● What this task involves
Copy the material that follows word for word and omit its pictures.
=-=-=-=-=
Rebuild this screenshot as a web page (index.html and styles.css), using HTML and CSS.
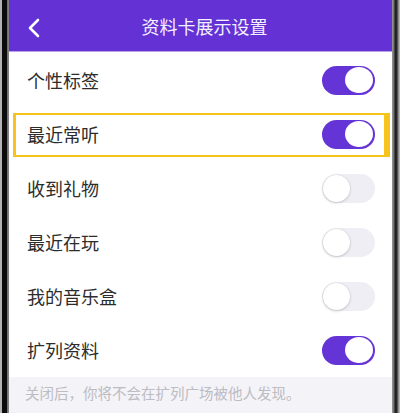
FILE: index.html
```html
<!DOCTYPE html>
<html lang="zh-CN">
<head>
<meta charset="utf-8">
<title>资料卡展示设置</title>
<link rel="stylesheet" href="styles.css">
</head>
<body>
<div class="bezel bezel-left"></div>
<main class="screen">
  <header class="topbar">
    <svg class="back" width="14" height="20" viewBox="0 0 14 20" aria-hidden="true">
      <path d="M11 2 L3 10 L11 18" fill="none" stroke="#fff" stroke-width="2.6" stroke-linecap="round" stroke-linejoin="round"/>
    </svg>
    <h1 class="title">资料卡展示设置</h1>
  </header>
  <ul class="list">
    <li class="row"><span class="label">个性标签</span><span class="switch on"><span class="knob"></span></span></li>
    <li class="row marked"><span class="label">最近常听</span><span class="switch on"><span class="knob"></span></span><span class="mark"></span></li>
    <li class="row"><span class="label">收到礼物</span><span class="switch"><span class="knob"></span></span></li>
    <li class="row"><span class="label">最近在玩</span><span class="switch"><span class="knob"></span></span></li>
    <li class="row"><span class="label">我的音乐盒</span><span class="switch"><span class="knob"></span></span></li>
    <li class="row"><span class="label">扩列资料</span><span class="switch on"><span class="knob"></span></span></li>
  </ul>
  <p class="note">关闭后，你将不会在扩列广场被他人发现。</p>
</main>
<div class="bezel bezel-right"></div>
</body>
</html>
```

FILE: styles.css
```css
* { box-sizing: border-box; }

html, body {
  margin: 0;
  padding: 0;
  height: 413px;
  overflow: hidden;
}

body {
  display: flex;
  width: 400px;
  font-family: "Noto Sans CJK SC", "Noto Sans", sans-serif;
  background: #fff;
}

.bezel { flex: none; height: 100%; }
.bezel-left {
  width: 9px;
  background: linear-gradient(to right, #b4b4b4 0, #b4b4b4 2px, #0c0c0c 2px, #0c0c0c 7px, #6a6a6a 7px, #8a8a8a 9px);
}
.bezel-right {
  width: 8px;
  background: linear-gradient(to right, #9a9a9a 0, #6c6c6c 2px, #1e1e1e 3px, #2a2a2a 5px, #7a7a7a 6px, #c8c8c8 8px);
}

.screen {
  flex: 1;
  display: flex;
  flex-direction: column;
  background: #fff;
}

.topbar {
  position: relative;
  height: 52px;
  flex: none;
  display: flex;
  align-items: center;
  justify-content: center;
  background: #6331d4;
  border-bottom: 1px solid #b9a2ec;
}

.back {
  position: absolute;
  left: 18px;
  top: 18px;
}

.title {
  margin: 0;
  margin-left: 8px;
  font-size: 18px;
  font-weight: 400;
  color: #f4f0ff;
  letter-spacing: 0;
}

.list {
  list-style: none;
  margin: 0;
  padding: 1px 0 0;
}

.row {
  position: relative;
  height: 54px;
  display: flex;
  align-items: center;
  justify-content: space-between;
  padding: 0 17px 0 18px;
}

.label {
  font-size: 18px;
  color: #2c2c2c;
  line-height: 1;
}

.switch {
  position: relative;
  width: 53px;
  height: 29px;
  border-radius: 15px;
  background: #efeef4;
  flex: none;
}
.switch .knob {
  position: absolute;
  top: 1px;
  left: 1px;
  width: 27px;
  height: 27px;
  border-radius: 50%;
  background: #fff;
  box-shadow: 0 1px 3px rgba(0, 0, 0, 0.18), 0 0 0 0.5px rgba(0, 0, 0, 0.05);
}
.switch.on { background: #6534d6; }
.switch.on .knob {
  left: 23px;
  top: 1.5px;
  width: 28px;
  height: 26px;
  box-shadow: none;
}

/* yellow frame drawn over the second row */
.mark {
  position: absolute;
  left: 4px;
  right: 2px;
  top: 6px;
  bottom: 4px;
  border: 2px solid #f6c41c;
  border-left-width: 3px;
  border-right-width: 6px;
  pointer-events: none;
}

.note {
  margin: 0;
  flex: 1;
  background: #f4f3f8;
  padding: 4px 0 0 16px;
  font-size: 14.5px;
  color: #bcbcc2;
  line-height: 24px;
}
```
=-=-=-=-=
● The completed task
Rebuild this screenshot as a web page (index.html and styles.css), using HTML and CSS.
FILE: index.html
```html
<!DOCTYPE html>
<html lang="zh-CN">
<head>
<meta charset="utf-8">
<title>资料卡展示设置</title>
<link rel="stylesheet" href="styles.css">
</head>
<body>
<div class="bezel bezel-left"></div>
<main class="screen">
  <header class="topbar">
    <svg class="back" width="14" height="20" viewBox="0 0 14 20" aria-hidden="true">
      <path d="M11 2 L3 10 L11 18" fill="none" stroke="#fff" stroke-width="2.6" stroke-linecap="round" stroke-linejoin="round"/>
    </svg>
    <h1 class="title">资料卡展示设置</h1>
  </header>
  <ul class="list">
    <li class="row"><span class="label">个性标签</span><span class="switch on"><span class="knob"></span></span></li>
    <li class="row marked"><span class="label">最近常听</span><span class="switch on"><span class="knob"></span></span><span class="mark"></span></li>
    <li class="row"><span class="label">收到礼物</span><span class="switch"><span class="knob"></span></span></li>
    <li class="row"><span class="label">最近在玩</span><span class="switch"><span class="knob"></span></span></li>
    <li class="row"><span class="label">我的音乐盒</span><span class="switch"><span class="knob"></span></span></li>
    <li class="row"><span class="label">扩列资料</span><span class="switch on"><span class="knob"></span></span></li>
  </ul>
  <p class="note">关闭后，你将不会在扩列广场被他人发现。</p>
</main>
<div class="bezel bezel-right"></div>
</body>
</html>
```

FILE: styles.css
```css
* { box-sizing: border-box; }

html, body {
  margin: 0;
  padding: 0;
  height: 413px;
  overflow: hidden;
}

body {
  display: flex;
  width: 400px;
  font-family: "Noto Sans CJK SC", "Noto Sans", sans-serif;
  background: #fff;
}

.bezel { flex: none; height: 100%; }
.bezel-left {
  width: 9px;
  background: linear-gradient(to right, #b4b4b4 0, #b4b4b4 2px, #0c0c0c 2px, #0c0c0c 7px, #6a6a6a 7px, #8a8a8a 9px);
}
.bezel-right {
  width: 8px;
  background: linear-gradient(to right, #9a9a9a 0, #6c6c6c 2px, #1e1e1e 3px, #2a2a2a 5px, #7a7a7a 6px, #c8c8c8 8px);
}

.screen {
  flex: 1;
  display: flex;
  flex-direction: column;
  background: #fff;
}

.topbar {
  position: relative;
  height: 52px;
  flex: none;
  display: flex;
  align-items: center;
  justify-content: center;
  background: #6331d4;
  border-bottom: 1px solid #b9a2ec;
}

.back {
  position: absolute;
  left: 18px;
  top: 18px;
}

.title {
  margin: 0;
  margin-left: 8px;
  font-size: 18px;
  font-weight: 400;
  color: #f4f0ff;
  letter-spacing: 0;
}

.list {
  list-style: none;
  margin: 0;
  padding: 1px 0 0;
}

.row {
  position: relative;
  height: 54px;
  display: flex;
  align-items: center;
  justify-content: space-between;
  padding: 0 17px 0 18px;
}

.label {
  font-size: 18px;
  color: #2c2c2c;
  line-height: 1;
}

.switch {
  position: relative;
  width: 53px;
  height: 29px;
  border-radius: 15px;
  background: #efeef4;
  flex: none;
}
.switch .knob {
  position: absolute;
  top: 1px;
  left: 1px;
  width: 27px;
  height: 27px;
  border-radius: 50%;
  background: #fff;
  box-shadow: 0 1px 3px rgba(0, 0, 0, 0.18), 0 0 0 0.5px rgba(0, 0, 0, 0.05);
}
.switch.on { background: #6534d6; }
.switch.on .knob {
  left: 23px;
  top: 1.5px;
  width: 28px;
  height: 26px;
  box-shadow: none;
}

/* yellow frame drawn over the second row */
.mark {
  position: absolute;
  left: 4px;
  right: 2px;
  top: 6px;
  bottom: 4px;
  border: 2px solid #f6c41c;
  border-left-width: 3px;
  border-right-width: 6px;
  pointer-events: none;
}

.note {
  margin: 0;
  flex: 1;
  background: #f4f3f8;
  padding: 4px 0 0 16px;
  font-size: 14.5px;
  color: #bcbcc2;
  line-height: 24px;
}
```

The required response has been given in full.